Tenancy in Common (TinC)

By contrast, TinC is not limited to individual owners, with each “tenant’s” interest in the property different (two owners may = 60/40).  Each “tenant” may transfer their ownership interest during life or at death.  Trusts and couples (as a unit) may act as a single “tenant”.  TinC will not avoid probate (unless that interest is held in a Trust) because a passable interest exists at death.

Tenancy by the Entirety (TbyE) and Community Property (CP)

These both work similarly to JTROS, but are reserved for married couples.  TbyE is recognized by 26 states, including Oregon; CP is recognized by 10 states, including California and Washington.

Asset protection advantages may exist by treating the TbyE as separate entity; however, a tax specialist should be consulted to fully understand how this works.  In community property states, assets are considered part of the marital unit and when one spouse dies, the remaining spouse automatically owns the entire property.  No asset protection exists; however, there may be tax benefits to the ultimate beneficiaries. 

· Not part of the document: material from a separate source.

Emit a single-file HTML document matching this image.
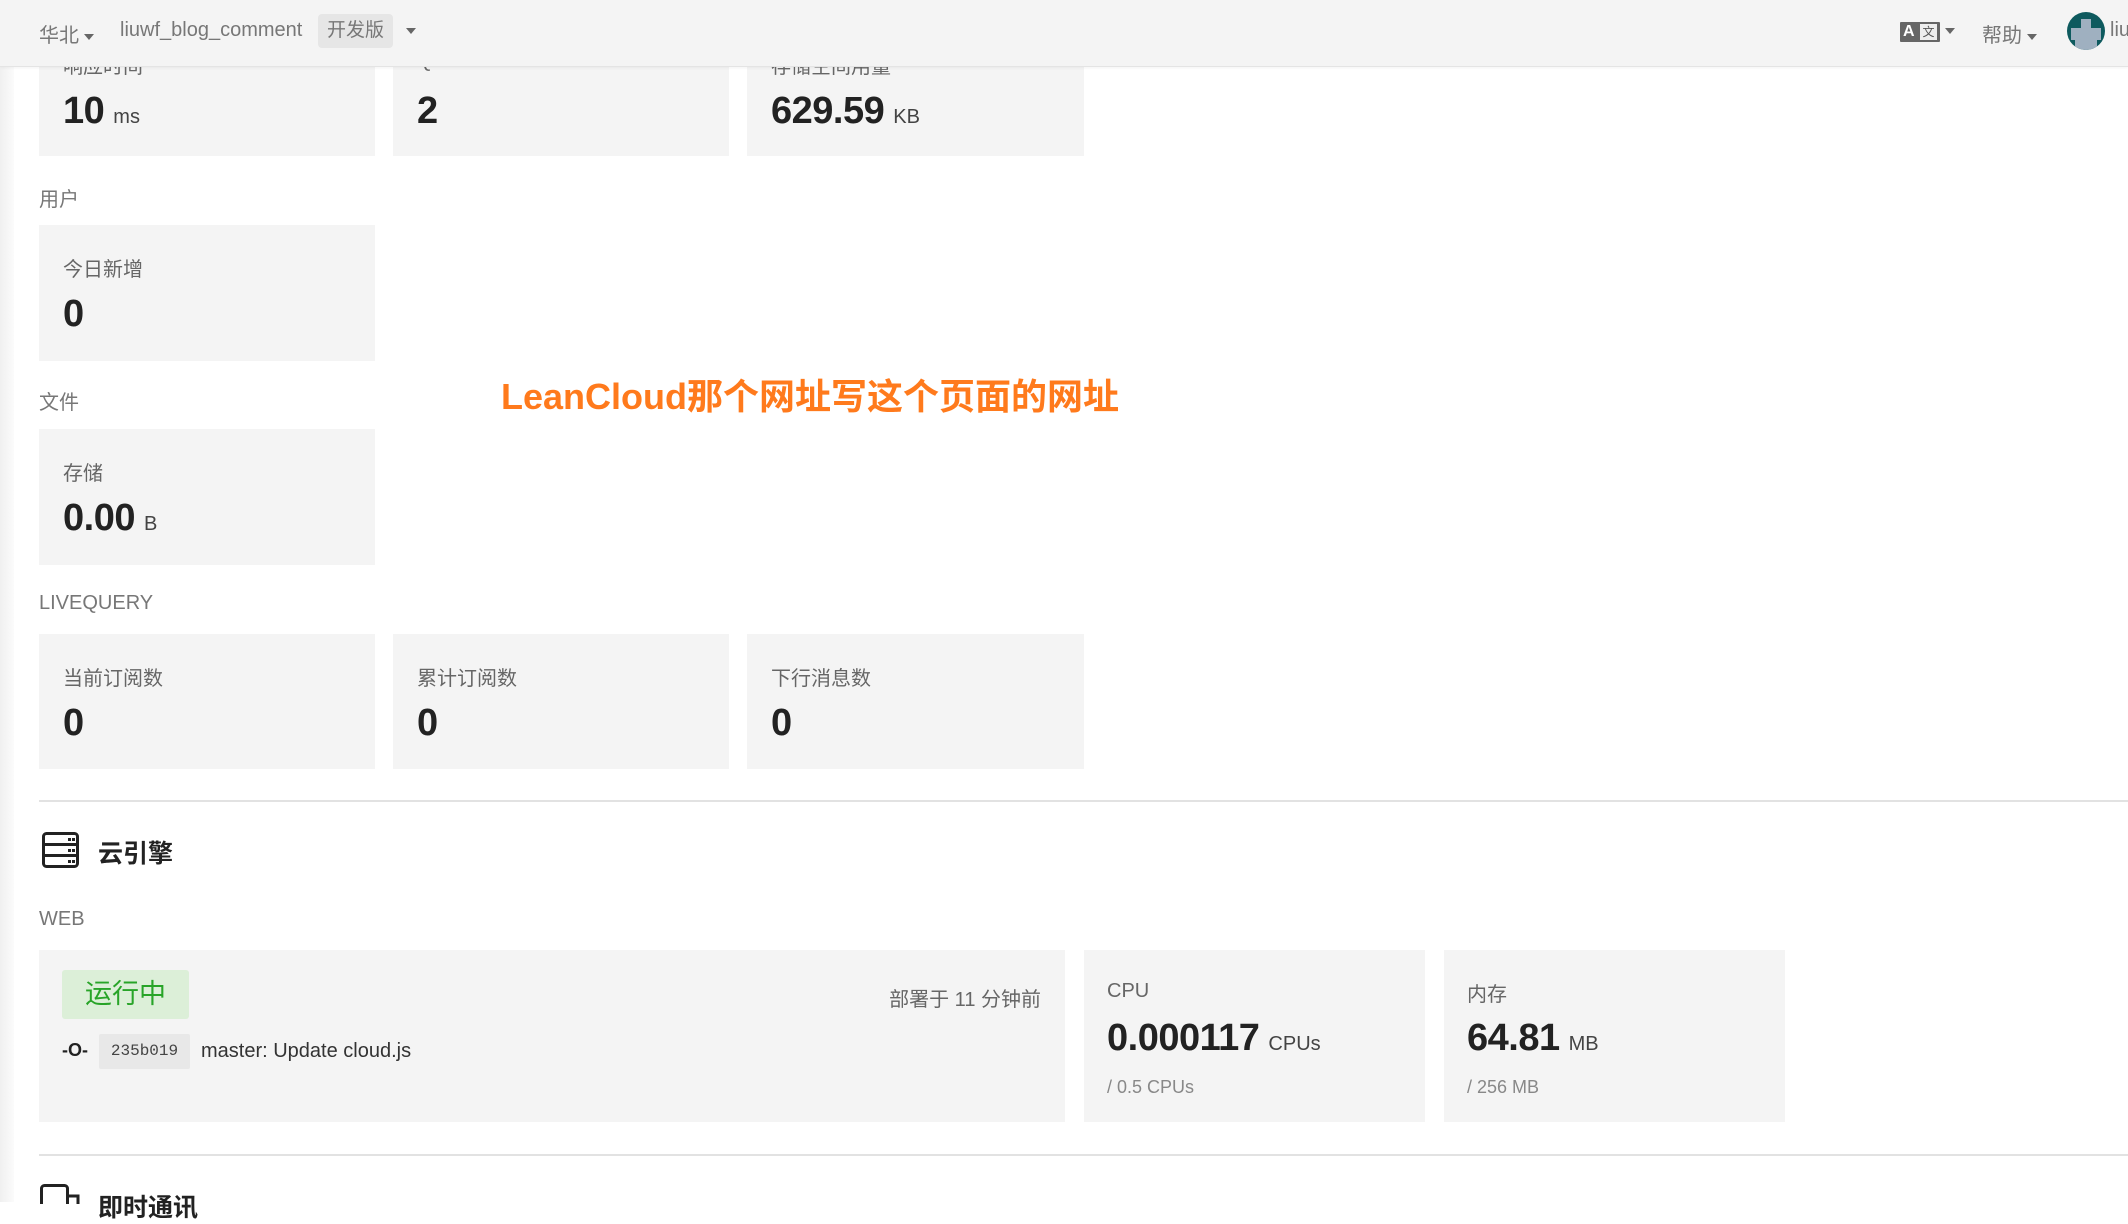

Both TbyE and JTROS only delay probate until the death of the surviving spouse and may not ultimately be an effective estate planning tool.

Trust Owned Property

When a Trust owns property, disposition of that property is controlled by the Trust and probate is avoided.  Ownership by a Trust should not affect any benefits afforded to married couples, assuming the Trust includes the appropriate language.

Know how you hold title and what that means.  Understanding the basics of real property titles and working with an attorney well-versed in the options can go far in ensuring one’s property is protected best for each specific scenario. 

NOTE: For current tax or legal advice, consult with an accountant or attorney; the information contained in this article is not tax or legal advice and is not a substitute for either.